I’m not going to turn my back on her. I’ve read the Bible looking for answers
and what I find is that my God is a loving, merciful, forgiving, redeeming,
wonderful God.
Ashley is
our first born. We raised her to know right from wrong. We taught her about
Jesus and how he loves her. She is funny, smart, witty, beautiful, caring and
compassionate. She would help anyone even at the expense of what she needs. My
love has grown stronger for her each year that she has been a part of my life.
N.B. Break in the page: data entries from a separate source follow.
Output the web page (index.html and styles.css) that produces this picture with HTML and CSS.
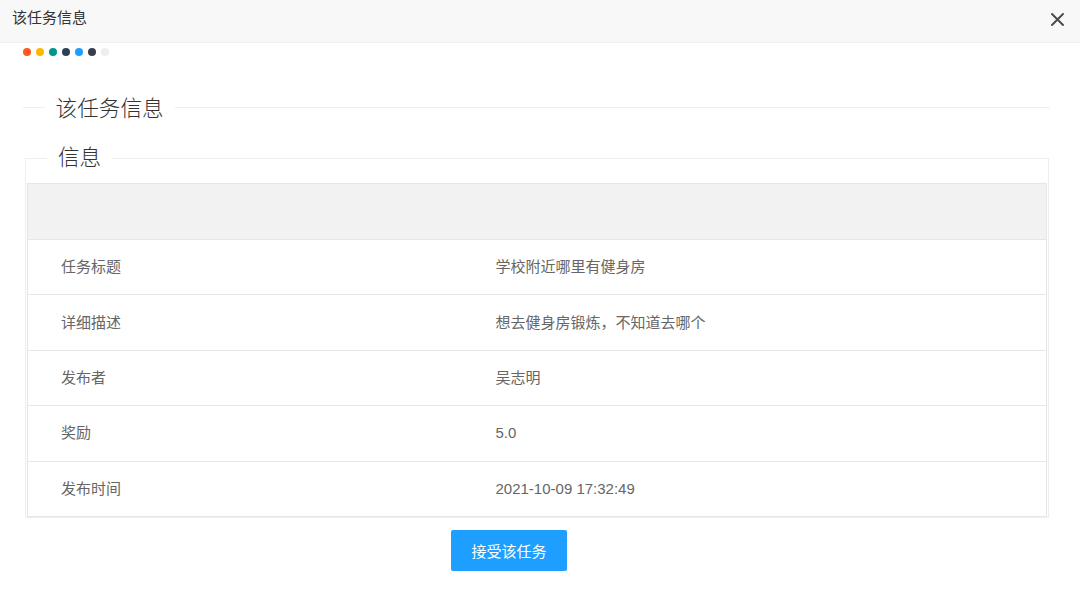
FILE: index.html
```html
<!DOCTYPE html>
<html lang="zh-CN">
<head>
<meta charset="utf-8">
<title>该任务信息</title>
<link rel="stylesheet" href="styles.css">
</head>
<body>
<div class="layer">
  <div class="layer-title">
    <span class="title-text">该任务信息</span>
    <span class="close" aria-label="关闭">
      <svg width="13" height="13" viewBox="0 0 13 13"><path d="M1 1 L12 12 M12 1 L1 12" stroke="#4a4a4a" stroke-width="1.9" stroke-linecap="round" fill="none"/></svg>
    </span>
  </div>
  <div class="layer-content">
    <div class="dots">
      <span class="dot c1"></span><span class="dot c2"></span><span class="dot c3"></span><span class="dot c4"></span><span class="dot c5"></span><span class="dot c6"></span><span class="dot c7"></span>
    </div>
    <fieldset class="field-title">
      <legend>该任务信息</legend>
    </fieldset>
    <fieldset class="field-box">
      <legend>信息</legend>
      <table class="info-table">
        <colgroup><col class="col-label"><col></colgroup>
        <thead><tr><th></th><th></th></tr></thead>
        <tbody>
          <tr><td>任务标题</td><td>学校附近哪里有健身房</td></tr>
          <tr><td>详细描述</td><td>想去健身房锻炼，不知道去哪个</td></tr>
          <tr><td>发布者</td><td>吴志明</td></tr>
          <tr><td>奖励</td><td>5.0</td></tr>
          <tr><td>发布时间</td><td>2021-10-09 17:32:49</td></tr>
        </tbody>
      </table>
    </fieldset>
    <div class="actions">
      <button class="btn">接受该任务</button>
    </div>
  </div>
</div>
</body>
</html>
```
FILE: styles.css
```css
* { box-sizing: border-box; }
html, body {
  margin: 0;
  padding: 0;
  background: #fff;
  font-family: "Liberation Sans", "Noto Sans CJK SC", sans-serif;
  color: #333;
}
.layer { width: 1080px; height: 598px; overflow: hidden; }
.layer-title {
  height: 43px;
  background: #f8f8f8;
  border-bottom: 1px solid #eee;
  display: flex;
  justify-content: space-between;
  align-items: flex-start;
  padding: 0 16px 0 12px;
}
.title-text {
  font-size: 15px;
  line-height: 36px;
  color: #333;
}
.close {
  display: flex;
  margin-top: 13px;
}
.dots {
  display: flex;
  gap: 5px;
  padding-left: 23px;
  height: 8px;
  margin-top: 5px;
}
.dot { width: 8px; height: 8px; border-radius: 50%; display: block; }
.c1 { background: #FF5722; }
.c2 { background: #FFB800; }
.c3 { background: #009688; }
.c4 { background: #2F4056; }
.c5 { background: #1E9FFF; }
.c6 { background: #393D49; }
.c7 { background: #eeeeee; }

.field-title {
  margin: 36px 30px 0 23px;
  padding: 0;
  border: 0;
  border-top: 1px solid #eee;
  min-width: 0;
}
.field-title legend,
.field-box legend {
  margin-left: 21.6px;
  padding: 0 11px;
  font-size: 21.6px;
  font-weight: 300;
  line-height: 30px;
  color: #333;
}
.field-title legend { padding-top: 3px; line-height: 28px; }
.field-box {
  margin: 20px 31px 0 25px;
  padding: 10px 1px 0 1px;
  border: 1px solid #eee;
  min-width: 0;
}
.field-box legend { margin-left: 20px; }
.info-table {
  width: 100%;
  border-collapse: collapse;
  table-layout: fixed;
  border: 1px solid #e6e6e6;
  font-size: 15px;
  color: #666;
}
.col-label { width: 435px; }
.info-table th {
  height: 56px;
  background: #f2f2f2;
  padding: 0;
}
.info-table td {
  height: 55.4px;
  padding: 0 33px;
  border-top: 1px solid #e6e6e6;
  line-height: 20px;
}
.actions {
  padding-left: 451px;
  margin-top: 12px;
}
.btn {
  height: 41px;
  width: 116px;
  background: #1E9FFF;
  color: #fff;
  border: 0;
  border-radius: 2px;
  font-family: inherit;
  font-size: 15px;
  padding: 0;
}
```
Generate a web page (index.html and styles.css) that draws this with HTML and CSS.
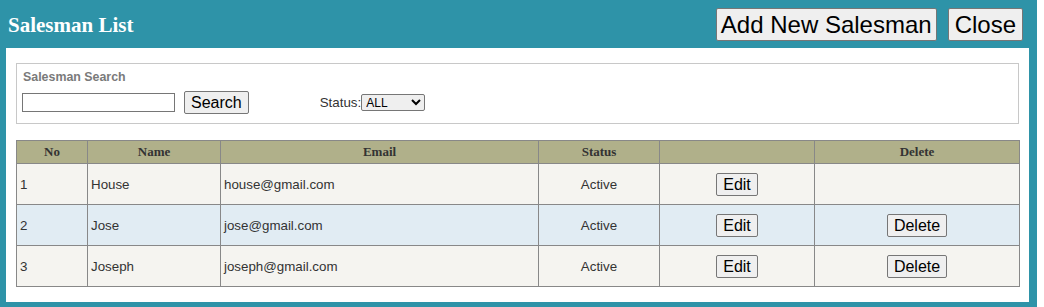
FILE: index.html
```html
<!DOCTYPE html>
<html>
<head>
<meta charset="utf-8">
<title>Salesman List</title>
<link rel="stylesheet" href="styles.css">
</head>
<body>
<div class="dialog">
  <div class="titlebar">
    <h1 class="title">Salesman List</h1>
    <div class="title-actions">
      <button class="btn btn-big" type="button">Add New Salesman</button>
      <button class="btn btn-big btn-close" type="button">Close</button>
    </div>
  </div>
  <div class="panel">
    <div class="search-box">
      <div class="search-label">Salesman Search</div>
      <div class="search-row">
        <input class="search-input" type="text">
        <button class="btn btn-search" type="button">Search</button>
        <label class="status-label">Status:<select class="status-select"><option>ALL</option><option>Active</option><option>Inactive</option></select></label>
      </div>
    </div>
    <table class="grid">
      <thead>
        <tr>
          <th class="c-no">No</th>
          <th class="c-name">Name</th>
          <th class="c-email">Email</th>
          <th class="c-status">Status</th>
          <th class="c-edit"></th>
          <th class="c-del">Delete</th>
        </tr>
      </thead>
      <tbody>
        <tr class="row-a">
          <td>1</td>
          <td>House</td>
          <td>house@gmail.com</td>
          <td class="center">Active</td>
          <td class="center"><button class="btn btn-row" type="button">Edit</button></td>
          <td class="center"></td>
        </tr>
        <tr class="row-b">
          <td>2</td>
          <td>Jose</td>
          <td>jose@gmail.com</td>
          <td class="center">Active</td>
          <td class="center"><button class="btn btn-row" type="button">Edit</button></td>
          <td class="center"><button class="btn btn-row" type="button">Delete</button></td>
        </tr>
        <tr class="row-a">
          <td>3</td>
          <td>Joseph</td>
          <td>joseph@gmail.com</td>
          <td class="center">Active</td>
          <td class="center"><button class="btn btn-row" type="button">Edit</button></td>
          <td class="center"><button class="btn btn-row" type="button">Delete</button></td>
        </tr>
      </tbody>
    </table>
  </div>
</div>
</body>
</html>
```

FILE: styles.css
```css
html, body {
  margin: 0;
  padding: 0;
  background: #ffffff;
}

body {
  font-family: "Liberation Sans", Arial, sans-serif;
  color: #333333;
}

.dialog {
  width: 1037px;
  box-sizing: border-box;
  background: #2e93a8;
  padding: 0 8px 6px 6px;
}

.titlebar {
  height: 48px;
  display: flex;
  align-items: center;
  justify-content: space-between;
  padding: 0 6px 0 2px;
}

.title {
  margin: 0;
  font-family: "Liberation Serif", "Times New Roman", serif;
  font-weight: bold;
  font-size: 21px;
  color: #ffffff;
  line-height: 24px;
  padding-top: 1px;
}

.title-actions {
  display: flex;
  gap: 11px;
  padding-top: 1px;
}

.btn {
  font-family: "Liberation Sans", Arial, sans-serif;
  color: #000000;
  background: #efefef;
  border: 1px solid #767676;
  border-radius: 2px;
  margin: 0;
  cursor: default;
}

.btn-big {
  font-size: 24px;
  line-height: 27px;
  padding: 2px 4px;
}

.btn-close {
  padding: 2px 6px;
}

.btn-search,
.btn-row {
  font-size: 16px;
  line-height: 19px;
  padding: 1px 6px;
}

.panel {
  background: #ffffff;
  padding: 15px 10px 15px 10px;
}

.search-box {
  border: 1px solid #c8c8c8;
  padding: 6px 6px 9px 5px;
}

.search-label {
  font-size: 12.4px;
  font-weight: bold;
  color: #7a7a7a;
  line-height: 15px;
  padding-left: 1px;
  margin-bottom: 6px;
}

.search-row {
  display: flex;
  align-items: center;
  height: 23px;
}

.search-input {
  width: 153px;
  height: 19px;
  box-sizing: border-box;
  border: 1px solid #767676;
  margin: 0 9px 0 0;
  padding: 0 2px;
  font-size: 13px;
}

.status-label {
  margin-left: 71px;
  font-size: 13.33px;
  color: #333333;
  display: flex;
  align-items: center;
}

.status-select {
  width: 64px;
  height: 17px;
  box-sizing: border-box;
  font-family: "Liberation Sans", Arial, sans-serif;
  font-size: 12px;
  color: #000000;
  margin: 0;
  padding: 0;
  border: 1px solid #767676;
  border-radius: 2px;
}

.grid {
  margin-top: 16px;
  width: 100%;
  border-collapse: collapse;
  table-layout: fixed;
  border: 1px solid #888888;
}

.grid th,
.grid td {
  border: 1px solid #888888;
  box-sizing: border-box;
}

.grid th {
  background: #b0b08a;
  font-family: "Liberation Serif", "Times New Roman", serif;
  font-weight: bold;
  font-size: 13px;
  color: #333333;
  height: 23px;
  padding: 0 4px;
  text-align: center;
}

.grid td {
  font-size: 13.33px;
  color: #333333;
  height: 41px;
  padding: 0 3px;
  vertical-align: middle;
}

.grid td.center {
  text-align: center;
}

.row-a td {
  background: #f5f4f0;
}

.row-b td {
  background: #e1ecf3;
}

.c-no { width: 71px; }
.c-name { width: 133px; }
.c-email { width: 318px; }
.c-status { width: 121px; }
.c-edit { width: 155px; }
.c-del { width: 205px; }
```
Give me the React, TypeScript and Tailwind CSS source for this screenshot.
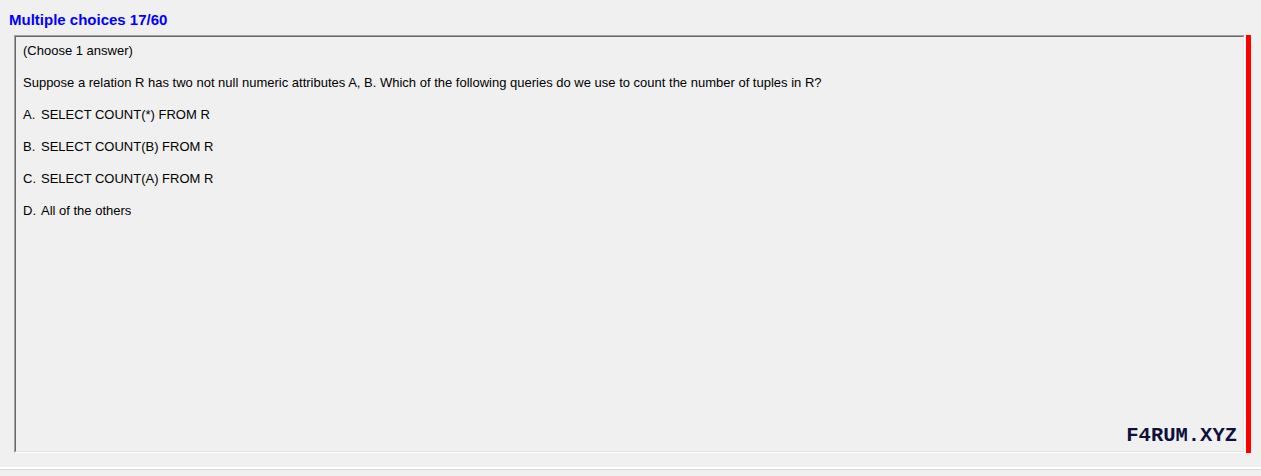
import React from "react";

const options = [
  ["A.", "SELECT COUNT(*) FROM R"],
  ["B.", "SELECT COUNT(B) FROM R"],
  ["C.", "SELECT COUNT(A) FROM R"],
  ["D.", "All of the others"],
];

export default function App() {
  return (
    <div
      className="w-[1261px] h-[476px] bg-[#f0f0f0] flex flex-col overflow-hidden"
      style={{ fontFamily: '"Liberation Sans", Arial, sans-serif' }}
    >
      <div className="h-[35px] pt-[12px] pl-[9px]">
        <div className="text-[15px] leading-4 font-bold text-[#0000ff]">Multiple choices 17/60</div>
      </div>
      <div className="flex pl-[14px] gap-[1px]">
        <div className="w-[1231px] h-[418px] border-t border-l border-t-[#a0a0a0] border-l-[#a0a0a0] border-b border-r border-b-white border-r-white">
          <div className="relative h-full border-t border-l border-t-[#696969] border-l-[#696969] border-b border-r border-b-[#e3e3e3] border-r-[#e3e3e3] pl-[7px] pt-[6px] flex flex-col gap-4 text-[13px] leading-4 text-black">
            <div>(Choose 1 answer)</div>
            <div>
              Suppose a relation R has two not null numeric attributes A, B. Which of the following queries do we use to count the number of tuples in R?
            </div>
            {options.map(([l, t]) => (
              <div key={l} className="flex">
                <span className="w-[18px]">{l}</span>
                <span>{t}</span>
              </div>
            ))}
            <div
              className="absolute right-[6px] bottom-[3px] text-[20.5px] leading-6 font-bold text-[#10103c]"
              style={{ fontFamily: '"Liberation Mono", "DejaVu Sans Mono", monospace' }}
            >
              F4RUM.XYZ
            </div>
          </div>
        </div>
        <div className="w-[5px] h-[418px] bg-[#ff0000]" />
      </div>
      <div className="h-[14px]" />
      <div className="h-[2px] bg-white" />
      <div className="h-px bg-[#dadada]" />
    </div>
  );
}
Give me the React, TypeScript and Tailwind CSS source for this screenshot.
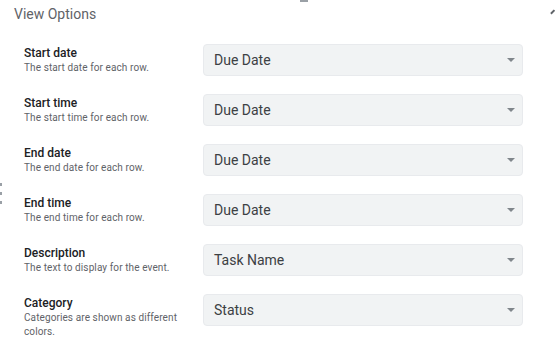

I may not have always liked or agreed with what she has done and yes there have
been times where her actions and words have broken this mama’s heart, but I
have never stopped loving her. God isn’t finished with my daughter and I continue
to see the beautiful woman that he created her to be.
There has
been a debate going on for years about whether or not homosexual couples should
marry. People for and against have spoken words of hate and this has scared me.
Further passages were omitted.